Art makes me do that every day.
Just
not your art. (And I have given it years; this isn’t a “kneejerk”
“categorical” dismissal.” I’d like to think that I’m at least more
giving than that.)
You write that I should “drive my taste beyond my inclinations.”
Art
makes me do that every day. Every day. You can’t believe the sort of
art that I like that horrifies me that I like. (How do you think that I
felt when I thought about George Bush’s self-portrait in the shower or
bathtub “I’d buy those at a yard sale”?)
You write that your “way of making art is not a threat” to me.
Of course it isn’t. Ways of making art don’t threaten.

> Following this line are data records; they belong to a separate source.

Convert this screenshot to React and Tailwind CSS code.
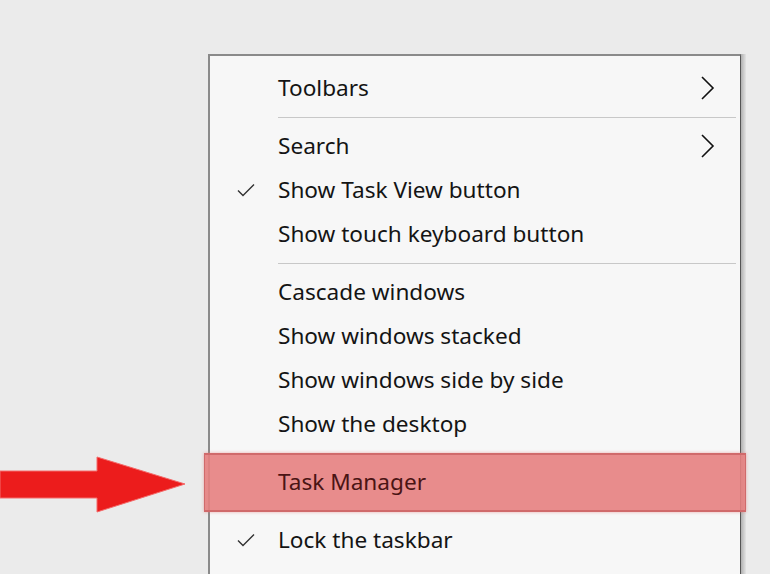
import React from "react";

const items = [
  { label: "Toolbars", sub: true },
  { sep: true },
  { label: "Search", sub: true },
  { label: "Show Task View button", checked: true },
  { label: "Show touch keyboard button" },
  { sep: true },
  { label: "Cascade windows" },
  { label: "Show windows stacked" },
  { label: "Show windows side by side" },
  { label: "Show the desktop" },
  { sep: true, hidden: true },
  { label: "Task Manager", highlight: true },
  { sep: true, hidden: true },
  { label: "Lock the taskbar", checked: true },
];

const Check = () => (
  <svg width="20" height="16" viewBox="0 0 20 16" fill="none">
    <path d="M2 8.5 L7 13.5 L18 2.5" stroke="#333" strokeWidth="1.4" />
  </svg>
);

const Chevron = () => (
  <svg width="16" height="26" viewBox="0 0 16 26" fill="none">
    <path d="M2 2 L13 13 L2 24" stroke="#111" strokeWidth="1.6" />
  </svg>
);

const MenuRow = ({ item }) => {
  if (item.sep) {
    return (
      <div className="h-[14px] flex items-center pl-[68px] pr-[4px]">
        {!item.hidden && <div className="h-px w-full bg-[#c8c8c8]" />}
      </div>
    );
  }
  return (
    <div className="relative h-[44px] flex items-center">
      {item.highlight && (
        <div className="absolute left-[-6px] right-[-6px] top-[-7px] bottom-[-8px] bg-[#e57f80]/90 border-y-2 border-x border-[#d06a6b] shadow-[0_0_3px_rgba(230,120,120,0.6)]" />
      )}
      <div className="relative w-[68px] flex justify-center pl-[3px]">
        {item.checked && <Check />}
      </div>
      <span
        className={`relative flex-1 text-[22.6px] leading-none ${
          item.highlight ? "text-[#4a1414]" : "text-[#141414]"
        }`}
      >
        {item.label}
      </span>
      <div className="relative w-[40px] flex justify-start">
        {item.sub && <Chevron />}
      </div>
    </div>
  );
};

export default function App() {
  return (
    <div
      className="relative w-[770px] h-[574px] overflow-hidden bg-[#ebebeb]"
      style={{ fontFamily: '"Noto Sans", "Open Sans", sans-serif' }}
    >
      <div className="pt-[54px] pl-[208px]">
        <div className="w-[538px] h-[560px] flex">
          <div className="w-[533px] bg-[#f7f7f7] border-l-2 border-t-2 border-[#8a8a8a] border-r border-r-[#555] pt-[10px]">
            {items.map((item, i) => (
              <MenuRow key={i} item={item} />
            ))}
          </div>
          <div className="w-[5px] bg-gradient-to-r from-[#b0b0b0] to-[#e4e4e4]" />
        </div>
      </div>
      <svg
        className="absolute left-0 top-[455px]"
        width="190"
        height="60"
        viewBox="0 0 190 60"
      >
        <path
          d="M0 16 L97 16 L97 2 L185 29 L97 57 L97 43 L0 43 Z"
          fill="#ec1c1c"
          stroke="#f46a6a"
          strokeWidth="1"
        />
      </svg>
    </div>
  );
}
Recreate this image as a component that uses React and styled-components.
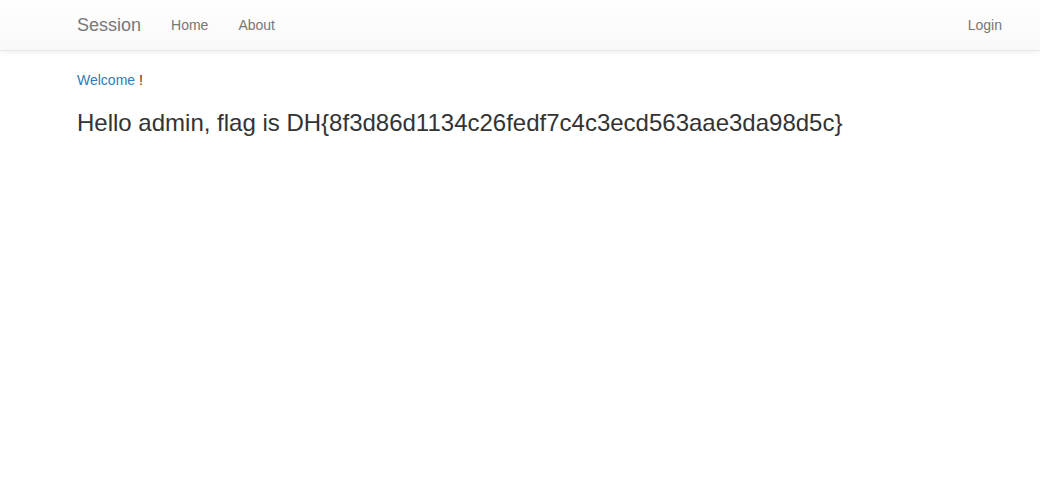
import styled, { createGlobalStyle } from 'styled-components';

const Global = createGlobalStyle`
  body {
    margin: 0;
    font-family: "Liberation Sans", Arial, sans-serif;
    font-size: 14px;
    line-height: 1.42857143;
    color: #333;
    background: #fff;
  }
`;

const Navbar = styled.nav`
  height: 50px;
  margin-bottom: 19px;
  background-image: linear-gradient(to bottom, #fff 0, #f8f8f8 100%);
  border-bottom: 1px solid #e7e7e7;
  box-shadow: inset 0 1px 0 rgba(255,255,255,.15), 0 1px 5px rgba(0,0,0,.075);
`;

const NavInner = styled.div`
  display: flex;
  align-items: center;
  height: 50px;
  padding: 0 23px 0 62px;
`;

const Brand = styled.a`
  padding: 15px;
  font-size: 18px;
  line-height: 20px;
  color: #777;
  text-decoration: none;
  text-shadow: 0 1px 0 rgba(255,255,255,.25);
`;

const NavList = styled.ul`
  display: flex;
  margin: 0;
  padding: 0;
  list-style: none;
  margin-left: ${p => (p.right ? 'auto' : '0')};
`;

const NavLink = styled.a`
  display: block;
  padding: 15px;
  line-height: 20px;
  color: #777;
  text-decoration: none;
  text-shadow: 0 1px 0 rgba(255,255,255,.25);
`;

const Content = styled.div`
  padding: 0 24px 0 77px;
`;

const Para = styled.p`
  margin: 0 0 10px;
`;

const Link = styled.a`
  color: #337ab7;
  text-decoration: none;
`;

const Heading = styled.h3`
  margin: 20px 0 10px;
  font-size: 24px;
  font-weight: 500;
  line-height: 1.1;
`;

export default function App() {
  return (
    <>
      <Global />
      <Navbar>
        <NavInner>
          <Brand href="#">Session</Brand>
          <NavList>
            <li><NavLink href="#">Home</NavLink></li>
            <li><NavLink href="#">About</NavLink></li>
          </NavList>
          <NavList right>
            <li><NavLink href="#">Login</NavLink></li>
          </NavList>
        </NavInner>
      </Navbar>
      <Content>
        <Para><Link href="#">Welcome</Link> !</Para>
        <Heading>Hello admin, flag is DH{'{'}8f3d86d1134c26fedf7c4c3ecd563aae3da98d5c{'}'}</Heading>
      </Content>
    </>
  );
}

You write that you are not my “enemy.”
I am not yours, either.
You
write that you want to teach me to draw the way you draw. (You mention
that it is great as a heterosexual man to be around these naked women.)
That is a very very generous, sweet offer, Daniel. I am genuinely touched. Really.
Alas,
you are right in saying, however, that I would respond by saying that I
have no time. I don’t. Weekly critics only wish they had that kind of
time.
Finally,
Daniel, if I did have time to take you up on this extraordinary offer
(especially considering the level of skill which I still think that you
are mastering and have mastered), I would not want to learn to draw the
way that you draw. I would not want to learn the ways that you translate
the three-dimensional world into a two-dimensional one; the ways that
you consider space and perspective and possess and surface or color or
line. And more.
Again,
I love a lot of academic figuration and so-called “life-drawing.” Just
not yours, is all. (And I’ve given it a lot of time.)
Thank
you again for taking the time and thought to write your statement. I
saw that a large community of like-minded artists felt rallied to your
call. I love that. I love people who use their energy that way rather
than simply criticizing how others use their energies.
Now we both really have to get back to our real work. Thank you so much again.
Jerry Saltz
Well, what kind of "academic" drawing does he like then? I assumed from your post that this is yet another "critic" that doesn't like representational or any kind of art without an "angle" or shtick.